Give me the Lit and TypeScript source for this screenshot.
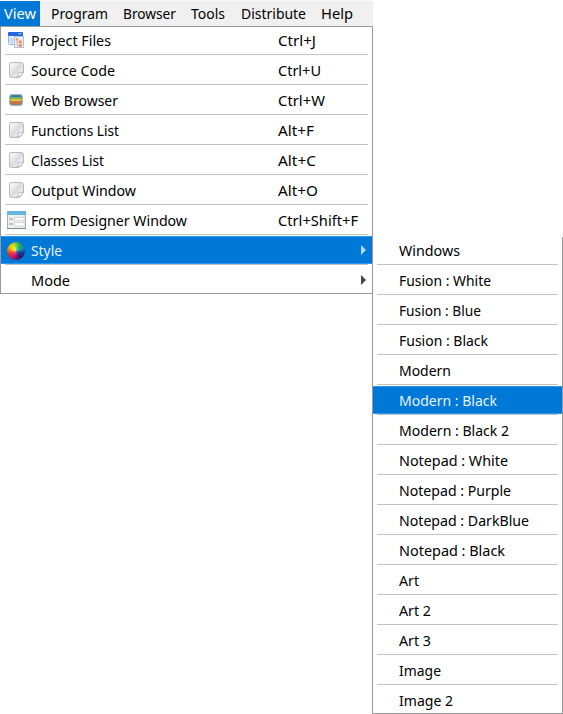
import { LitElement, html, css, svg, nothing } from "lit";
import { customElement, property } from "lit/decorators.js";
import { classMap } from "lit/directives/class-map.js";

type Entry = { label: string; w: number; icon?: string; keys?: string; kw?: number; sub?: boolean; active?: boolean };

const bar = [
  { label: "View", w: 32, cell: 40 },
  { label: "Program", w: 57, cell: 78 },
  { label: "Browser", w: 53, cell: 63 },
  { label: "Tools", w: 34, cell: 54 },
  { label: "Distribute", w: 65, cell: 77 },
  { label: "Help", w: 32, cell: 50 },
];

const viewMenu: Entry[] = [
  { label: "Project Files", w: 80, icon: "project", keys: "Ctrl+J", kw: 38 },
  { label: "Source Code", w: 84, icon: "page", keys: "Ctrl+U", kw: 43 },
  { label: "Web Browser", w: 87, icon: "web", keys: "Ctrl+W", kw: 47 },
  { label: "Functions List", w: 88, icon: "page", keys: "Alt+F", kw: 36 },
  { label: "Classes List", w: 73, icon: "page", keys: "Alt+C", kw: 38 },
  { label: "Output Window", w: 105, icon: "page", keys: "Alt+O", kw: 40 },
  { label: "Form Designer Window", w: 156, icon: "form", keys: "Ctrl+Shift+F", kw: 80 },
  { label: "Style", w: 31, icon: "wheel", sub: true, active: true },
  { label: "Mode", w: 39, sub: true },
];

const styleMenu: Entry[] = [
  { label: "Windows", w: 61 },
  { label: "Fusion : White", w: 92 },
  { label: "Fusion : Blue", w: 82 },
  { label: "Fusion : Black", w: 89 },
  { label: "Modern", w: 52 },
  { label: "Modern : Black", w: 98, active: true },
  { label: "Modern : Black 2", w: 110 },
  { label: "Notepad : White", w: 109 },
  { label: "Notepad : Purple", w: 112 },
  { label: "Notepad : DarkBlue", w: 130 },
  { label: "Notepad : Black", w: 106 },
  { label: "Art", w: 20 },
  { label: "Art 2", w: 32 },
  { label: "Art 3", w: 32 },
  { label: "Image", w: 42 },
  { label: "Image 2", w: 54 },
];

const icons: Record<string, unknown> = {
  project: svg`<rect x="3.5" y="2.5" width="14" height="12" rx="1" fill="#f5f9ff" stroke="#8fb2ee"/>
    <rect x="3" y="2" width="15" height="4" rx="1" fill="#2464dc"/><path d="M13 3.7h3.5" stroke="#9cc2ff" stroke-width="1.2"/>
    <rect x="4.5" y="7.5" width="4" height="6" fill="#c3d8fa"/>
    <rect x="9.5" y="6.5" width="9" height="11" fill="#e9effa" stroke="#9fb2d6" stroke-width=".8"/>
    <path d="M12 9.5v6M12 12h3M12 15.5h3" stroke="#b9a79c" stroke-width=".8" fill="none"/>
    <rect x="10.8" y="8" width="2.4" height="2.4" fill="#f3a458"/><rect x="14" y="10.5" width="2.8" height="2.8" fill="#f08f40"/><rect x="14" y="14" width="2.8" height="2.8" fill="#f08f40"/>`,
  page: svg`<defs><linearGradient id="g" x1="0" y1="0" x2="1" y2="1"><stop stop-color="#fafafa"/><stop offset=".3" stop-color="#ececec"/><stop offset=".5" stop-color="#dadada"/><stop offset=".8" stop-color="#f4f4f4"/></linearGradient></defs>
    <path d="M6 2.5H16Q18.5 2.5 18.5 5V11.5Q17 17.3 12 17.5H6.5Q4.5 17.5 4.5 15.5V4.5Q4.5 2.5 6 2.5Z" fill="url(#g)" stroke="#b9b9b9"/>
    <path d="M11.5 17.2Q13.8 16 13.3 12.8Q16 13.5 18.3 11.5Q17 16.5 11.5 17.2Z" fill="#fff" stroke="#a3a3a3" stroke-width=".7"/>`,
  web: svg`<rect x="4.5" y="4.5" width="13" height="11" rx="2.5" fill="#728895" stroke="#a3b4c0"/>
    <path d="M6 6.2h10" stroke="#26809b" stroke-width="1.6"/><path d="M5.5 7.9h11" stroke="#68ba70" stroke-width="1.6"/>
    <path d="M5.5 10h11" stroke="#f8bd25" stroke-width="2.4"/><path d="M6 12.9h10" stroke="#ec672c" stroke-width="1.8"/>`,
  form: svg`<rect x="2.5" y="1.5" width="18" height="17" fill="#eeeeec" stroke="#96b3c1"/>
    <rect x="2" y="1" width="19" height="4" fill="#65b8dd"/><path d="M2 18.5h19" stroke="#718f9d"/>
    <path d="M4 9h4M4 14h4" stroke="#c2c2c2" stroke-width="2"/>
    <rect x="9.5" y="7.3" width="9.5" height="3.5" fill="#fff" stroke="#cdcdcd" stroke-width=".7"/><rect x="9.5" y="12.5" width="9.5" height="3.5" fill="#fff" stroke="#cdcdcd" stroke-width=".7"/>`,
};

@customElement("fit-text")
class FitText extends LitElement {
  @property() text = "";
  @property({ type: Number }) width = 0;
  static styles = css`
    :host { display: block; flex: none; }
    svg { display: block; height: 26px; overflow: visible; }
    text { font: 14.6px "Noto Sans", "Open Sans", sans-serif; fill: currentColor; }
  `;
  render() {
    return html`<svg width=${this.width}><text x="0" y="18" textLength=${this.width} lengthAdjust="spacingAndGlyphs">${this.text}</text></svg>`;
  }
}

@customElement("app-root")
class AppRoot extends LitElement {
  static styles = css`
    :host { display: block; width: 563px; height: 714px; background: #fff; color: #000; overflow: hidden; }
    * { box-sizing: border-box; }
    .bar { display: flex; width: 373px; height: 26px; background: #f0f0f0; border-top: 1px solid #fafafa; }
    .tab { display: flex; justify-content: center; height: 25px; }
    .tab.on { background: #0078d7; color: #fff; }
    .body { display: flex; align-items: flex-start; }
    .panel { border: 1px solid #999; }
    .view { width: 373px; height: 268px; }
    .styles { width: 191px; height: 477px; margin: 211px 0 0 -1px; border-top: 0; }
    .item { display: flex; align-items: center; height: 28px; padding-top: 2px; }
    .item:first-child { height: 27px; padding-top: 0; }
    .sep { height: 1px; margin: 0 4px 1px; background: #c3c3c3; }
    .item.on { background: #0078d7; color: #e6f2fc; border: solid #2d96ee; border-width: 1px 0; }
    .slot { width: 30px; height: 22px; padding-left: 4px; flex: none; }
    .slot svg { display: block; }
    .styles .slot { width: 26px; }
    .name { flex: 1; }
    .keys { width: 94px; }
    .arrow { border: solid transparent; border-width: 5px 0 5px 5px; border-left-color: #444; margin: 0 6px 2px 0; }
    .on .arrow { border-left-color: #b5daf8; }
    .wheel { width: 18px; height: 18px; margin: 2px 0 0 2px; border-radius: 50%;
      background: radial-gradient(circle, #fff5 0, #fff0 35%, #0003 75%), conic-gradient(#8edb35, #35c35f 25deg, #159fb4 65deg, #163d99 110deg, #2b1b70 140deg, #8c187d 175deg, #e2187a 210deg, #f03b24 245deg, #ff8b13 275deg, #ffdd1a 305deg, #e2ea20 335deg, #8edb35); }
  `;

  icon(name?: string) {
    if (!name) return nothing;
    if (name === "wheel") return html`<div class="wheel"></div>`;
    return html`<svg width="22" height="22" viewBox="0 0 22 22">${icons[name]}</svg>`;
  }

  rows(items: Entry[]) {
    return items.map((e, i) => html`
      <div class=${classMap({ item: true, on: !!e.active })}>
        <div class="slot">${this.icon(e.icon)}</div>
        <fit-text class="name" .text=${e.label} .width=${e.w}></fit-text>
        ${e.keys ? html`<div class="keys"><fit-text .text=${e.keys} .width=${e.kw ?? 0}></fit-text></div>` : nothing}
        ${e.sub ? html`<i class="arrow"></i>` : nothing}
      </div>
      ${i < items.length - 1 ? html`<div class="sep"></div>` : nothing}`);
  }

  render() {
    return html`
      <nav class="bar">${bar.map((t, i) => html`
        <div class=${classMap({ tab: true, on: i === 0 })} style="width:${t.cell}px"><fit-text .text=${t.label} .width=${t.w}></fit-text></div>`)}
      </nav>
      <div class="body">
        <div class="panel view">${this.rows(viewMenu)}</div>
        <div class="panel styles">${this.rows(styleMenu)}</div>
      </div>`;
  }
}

| Task statement |
Leave the pictures out and reproduce exactly the lines from the top of the listing above through the line with "string; w: number;".

| Answer to this task |
Give me the Lit and TypeScript source for this screenshot.
import { LitElement, html, css, svg, nothing } from "lit";
import { customElement, property } from "lit/decorators.js";
import { classMap } from "lit/directives/class-map.js";

type Entry = { label: string; w: number; icon?: string; keys?: string; kw?: number; sub?: boolean; active?: boolean };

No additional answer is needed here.